Minus the star power, Thundercat does a fine vocal job on the similarly suave A Fan’s Mail (Tron Song Suite II) and Lava Lamp. A heart of darkness lurks beneath these shiny surfaces: “I’m so tired, where can I lay my head?” he sings on the later, “don’t leave me out here to die.” On the sombre Walk On By, he is drinking alone and freefalling, Lamar rapping about bullet injuries and body bags on a verse that wouldn’t have sounded out of place on Untitled/Unmastered.
Friend Zone is just fabulous, a funk jam with thick synth lines scanning across the track like dancing strobe lights: the sound of a party in full swing. After such a dizzying high, many would feel contented and head home – not so Thundercat. “The night is almost over but we still wanna party” says partner-in-crime Khalifa on the sinister Drink That. High on “gnarly” weed, they consume suspicious substances and begin a hellish descent further down the rabbit hole. Inferno includes extraordinary, disconcerting strings and malevolent cackling. On the following three tracks – I Am Crazy, 3AM, Drunk – Thundercat is in a cold sweat, deep in Colonel Kurtz country. The Turn Down finds him more clear-eyed and regretful (“look at the mess we’ve made”), before he returns to the gorgeous tune of the album’s intro track for the closing DUI, rounding things off with the optimistic reminder that “there’ll always be tomorrow.”

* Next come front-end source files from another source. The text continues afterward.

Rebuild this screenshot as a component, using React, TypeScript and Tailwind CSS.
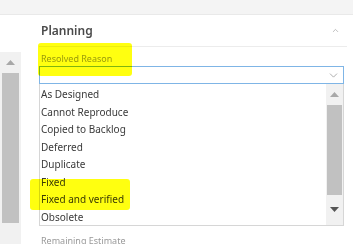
import { ChevronDown, ChevronUp } from "lucide-react";

const REASONS = [
  "As Designed",
  "Cannot Reproduce",
  "Copied to Backlog",
  "Deferred",
  "Duplicate",
  "Fixed",
  "Fixed and verified",
  "Obsolete",
];

const UpArrow = ({ className = "" }: { className?: string }) => (
  <svg width="9" height="5" viewBox="0 0 9 5" className={className}>
    <path d="M0 5 L4.5 0 L9 5 Z" fill="currentColor" />
  </svg>
);

const DownArrow = ({ className = "" }: { className?: string }) => (
  <svg width="9" height="5" viewBox="0 0 9 5" className={className}>
    <path d="M0 0 L4.5 5 L9 0 Z" fill="currentColor" />
  </svg>
);

const App = () => {
  return (
    <div className="relative h-[244px] w-[353px] overflow-hidden bg-white font-['Noto_Sans',sans-serif] text-[#333]">
      <div className="h-[15px] border-b border-[#e9e9e9] bg-[#f4f4f4]" />

      <div className="flex h-[229px]">
        {/* left pane scrollbar */}
        <div className="flex w-[21px] flex-col pt-[37px]">
          <div className="flex flex-1 flex-col items-center bg-[#f1f1f1] px-[2px]">
            <div className="flex h-[21px] items-center justify-center text-[#a8a8a8]">
              <UpArrow />
            </div>
            <div className="h-[150px] w-full bg-[#c1c1c1]" />
          </div>
        </div>

        <div className="flex-1 pl-[18px] pr-[9px]">
          <div className="-mr-[3px] flex h-[32px] items-center justify-between border-b border-[#ececec] pl-[2px] pr-[7px]">
            <span className="text-[12px] font-semibold text-[#4a4a4a]">Planning</span>
            <ChevronUp size={9} strokeWidth={2} className="text-[#aaa]" />
          </div>

          <div className="flex h-[19px] items-end pl-[2px] pb-[1px] text-[9px] text-[#9a9a9a]">Resolved Reason</div>

          <div className="flex h-[18px] items-center justify-end border border-[#7fb5e6] pr-[3px]">
            <ChevronDown size={13} strokeWidth={1.25} className="text-[#888]" />
          </div>

          <div className="flex h-[142px] border border-t-0 border-[#d6d6d6]">
            <ul className="flex-1 pt-[2px]">
              {REASONS.map((r) => (
                <li key={r} className="flex h-[17.5px] items-center pl-[1px] text-[10px] text-[#3a3a3a]">
                  {r}
                </li>
              ))}
            </ul>
            <div className="flex w-[17px] flex-col items-center bg-[#f1f1f1] px-[1px] pb-[1px]">
              <div className="flex h-[21px] w-full items-center justify-center text-[#a8a8a8]">
                <UpArrow />
              </div>
              <div className="h-[90px] w-full bg-[#c1c1c1]" />
              <div className="flex w-full flex-1 items-center justify-center text-[#555]">
                <DownArrow />
              </div>
            </div>
          </div>

          <div className="pl-[2px] pt-[9px] text-[9px] leading-[12px] text-[#999]">Remaining Estimate</div>
        </div>
      </div>

      {/* highlighter marks */}
      <div className="pointer-events-none absolute left-[38px] top-[43px] h-[33px] w-[94px] rounded-[3px] bg-[#ffff10] mix-blend-multiply" />
      <div className="pointer-events-none absolute left-[30px] top-[179px] h-[31px] w-[100px] rounded-[3px] bg-[#ffff10] mix-blend-multiply" />
    </div>
  );
};

export default App;
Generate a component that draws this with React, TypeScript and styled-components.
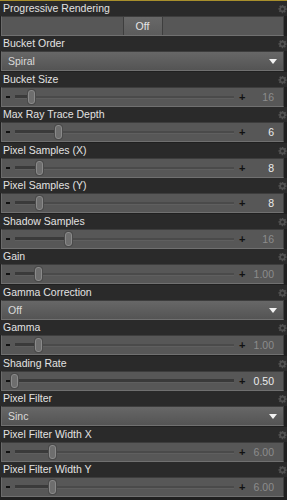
import React from "react";
import styled, { createGlobalStyle } from "styled-components";

const GlobalStyle = createGlobalStyle`
  html, body {
    margin: 0;
    padding: 0;
    background: #232323;
    overflow: hidden;
  }
  body {
    font-family: "Liberation Sans", Arial, sans-serif;
  }
`;

type Prop =
  | { kind: "toggle"; label: string; value: string }
  | { kind: "select"; label: string; value: string }
  | { kind: "slider"; label: string; value: string; knob: number; bright?: boolean };

const props: Prop[] = [
  { kind: "toggle", label: "Progressive Rendering", value: "Off" },
  { kind: "select", label: "Bucket Order", value: "Spiral" },
  { kind: "slider", label: "Bucket Size", value: "16", knob: 30 },
  { kind: "slider", label: "Max Ray Trace Depth", value: "6", knob: 57, bright: true },
  { kind: "slider", label: "Pixel Samples (X)", value: "8", knob: 38, bright: true },
  { kind: "slider", label: "Pixel Samples (Y)", value: "8", knob: 38, bright: true },
  { kind: "slider", label: "Shadow Samples", value: "16", knob: 67 },
  { kind: "slider", label: "Gain", value: "1.00", knob: 37 },
  { kind: "select", label: "Gamma Correction", value: "Off" },
  { kind: "slider", label: "Gamma", value: "1.00", knob: 37 },
  { kind: "slider", label: "Shading Rate", value: "0.50", knob: 13, bright: true },
  { kind: "select", label: "Pixel Filter", value: "Sinc" },
  { kind: "slider", label: "Pixel Filter Width X", value: "6.00", knob: 51 },
  { kind: "slider", label: "Pixel Filter Width Y", value: "6.00", knob: 51 },
];

const Gear = () => (
  <svg width="12" height="12" viewBox="0 0 24 24">
    <path
      fill="#505050"
      fillRule="evenodd"
      d="M10 1h4l.6 3.1 1.9.8 2.6-1.8 2.8 2.8-1.8 2.6.8 1.9L23 10v4l-3.1.6-.8 1.9 1.8 2.6-2.8 2.8-2.6-1.8-1.9.8L14 23h-4l-.6-3.1-1.9-.8-2.6 1.8-2.8-2.8 1.8-2.6-.8-1.9L1 14v-4l3.1-.6.8-1.9-1.8-2.6 2.8-2.8 2.6 1.8 1.9-.8zM12 8a4 4 0 1 0 0 8 4 4 0 0 0 0-8z"
    />
  </svg>
);

export default function App() {
  return (
    <>
      <GlobalStyle />
      <Panel>
        {props.map((p, i) => (
          <Block key={p.label} $gap={i % 2 === 0 ? 0 : 1}>
            <Header>
              <Label>{p.label}</Label>
              <GearSlot>
                <Gear />
              </GearSlot>
            </Header>
            {p.kind === "toggle" && (
              <ToggleRow>
                <ToggleSide />
                <ToggleButton>{p.value}</ToggleButton>
                <ToggleSide />
              </ToggleRow>
            )}
            {p.kind === "select" && (
              <SelectRow>
                <SelectText>{p.value}</SelectText>
                <Arrow />
              </SelectRow>
            )}
            {p.kind === "slider" && (
              <SliderRow>
                <Minus />
                <Track>
                  <Filled style={{ width: p.knob - 14 }} />
                  <Knob style={{ left: p.knob - 17 }} />
                </Track>
                <Plus>+</Plus>
                <Value $bright={!!p.bright}>{p.value}</Value>
              </SliderRow>
            )}
          </Block>
        ))}
      </Panel>
    </>
  );
}

const Panel = styled.div`
  width: 287px;
  height: 500px;
  overflow: hidden;
  background: #202020;
  border-top: 1px solid #a88f2c;
  box-sizing: border-box;
  display: flex;
  flex-direction: column;
`;

const Block = styled.div<{ $gap: number }>`
  display: flex;
  flex-direction: column;
  flex-shrink: 0;
  margin-bottom: ${(p) => p.$gap}px;
`;

const Header = styled.div`
  height: 15px;
  display: flex;
  align-items: center;
  justify-content: space-between;
  background: #2a2a2a;
  padding-left: 3px;
`;

const Label = styled.span`
  color: #e2e2e2;
  font-size: 10.5px;
  line-height: 15px;
  white-space: nowrap;
`;

const GearSlot = styled.div`
  width: 9px;
  height: 15px;
  overflow: hidden;
  display: flex;
  align-items: center;
  justify-content: flex-start;
`;

const ControlBase = styled.div`
  height: 20px;
  margin: 0 3px 0 1px;
  box-sizing: border-box;
  border-top: 1px solid #3d3d3d;
  border-left: 1px solid #6a6a6a;
  border-right: 1px solid #3f3f3f;
  border-bottom: 1px solid #707070;
  display: flex;
  align-items: center;
`;

const ToggleRow = styled(ControlBase)`
  background: #575757;
`;

const ToggleSide = styled.div`
  flex: 1;
  height: 100%;
`;

const ToggleButton = styled.div`
  width: 40px;
  height: 100%;
  box-sizing: border-box;
  border-left: 1px solid #3e3e3e;
  border-right: 1px solid #3e3e3e;
  background: linear-gradient(#686868, #5c5c5c);
  color: #e6e6e6;
  font-size: 10.5px;
  display: flex;
  align-items: center;
  justify-content: center;
`;

const SelectRow = styled(ControlBase)`
  background: linear-gradient(#676767, #545454);
  justify-content: space-between;
  padding: 0 6px 0 6px;
`;

const SelectText = styled.span`
  color: #dadada;
  font-size: 10.5px;
`;

const Arrow = styled.span`
  width: 0;
  height: 0;
  border-left: 4px solid transparent;
  border-right: 4px solid transparent;
  border-top: 5px solid #f2f2f2;
`;

const SliderRow = styled(ControlBase)`
  background: #575757;
  padding: 0 9px 0 4px;
`;

const Minus = styled.span`
  width: 4px;
  height: 2px;
  background: #111;
  margin-right: 5px;
`;

const Track = styled.div`
  position: relative;
  flex: 1;
  height: 2px;
  background: #4a4a4a;
  border-bottom: 1px solid #5f5f5f;
`;

const Filled = styled.div`
  height: 3px;
  margin-top: -1px;
  background: #3a3a3a;
`;

const Knob = styled.div`
  position: absolute;
  top: -6px;
  width: 5px;
  height: 12px;
  border-radius: 3px;
  background: #6e6e6e;
  border: 1px solid #8a8a8a;
  box-shadow: 0 0 0 1px #4a4a4a;
`;

const Plus = styled.span`
  color: #111;
  font-size: 11px;
  font-weight: bold;
  margin-left: 5px;
  width: 8px;
`;

const Value = styled.span<{ $bright: boolean }>`
  width: 24px;
  text-align: right;
  margin-left: 3px;
  font-size: 10.5px;
  color: ${(p) => (p.$bright ? "#ececec" : "#8c8c8c")};
`;
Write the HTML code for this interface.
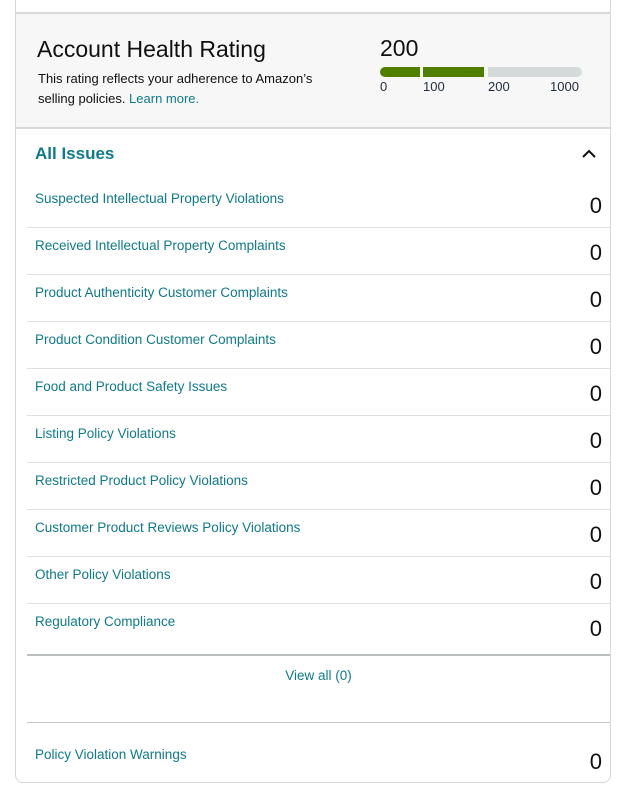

While its warm, buttery, lovingly produced sound suggests it will make the ideal accompaniment to a summer barbeque or beach party – and it most certainly will – Thundercat has, by skirting around the edges of darkness, created a moody, magnificent, endlessly replayable record that also makes sense in late February. Listeners will love the sound of Drunk in the morning… and at noon and at night. It sounds like victory.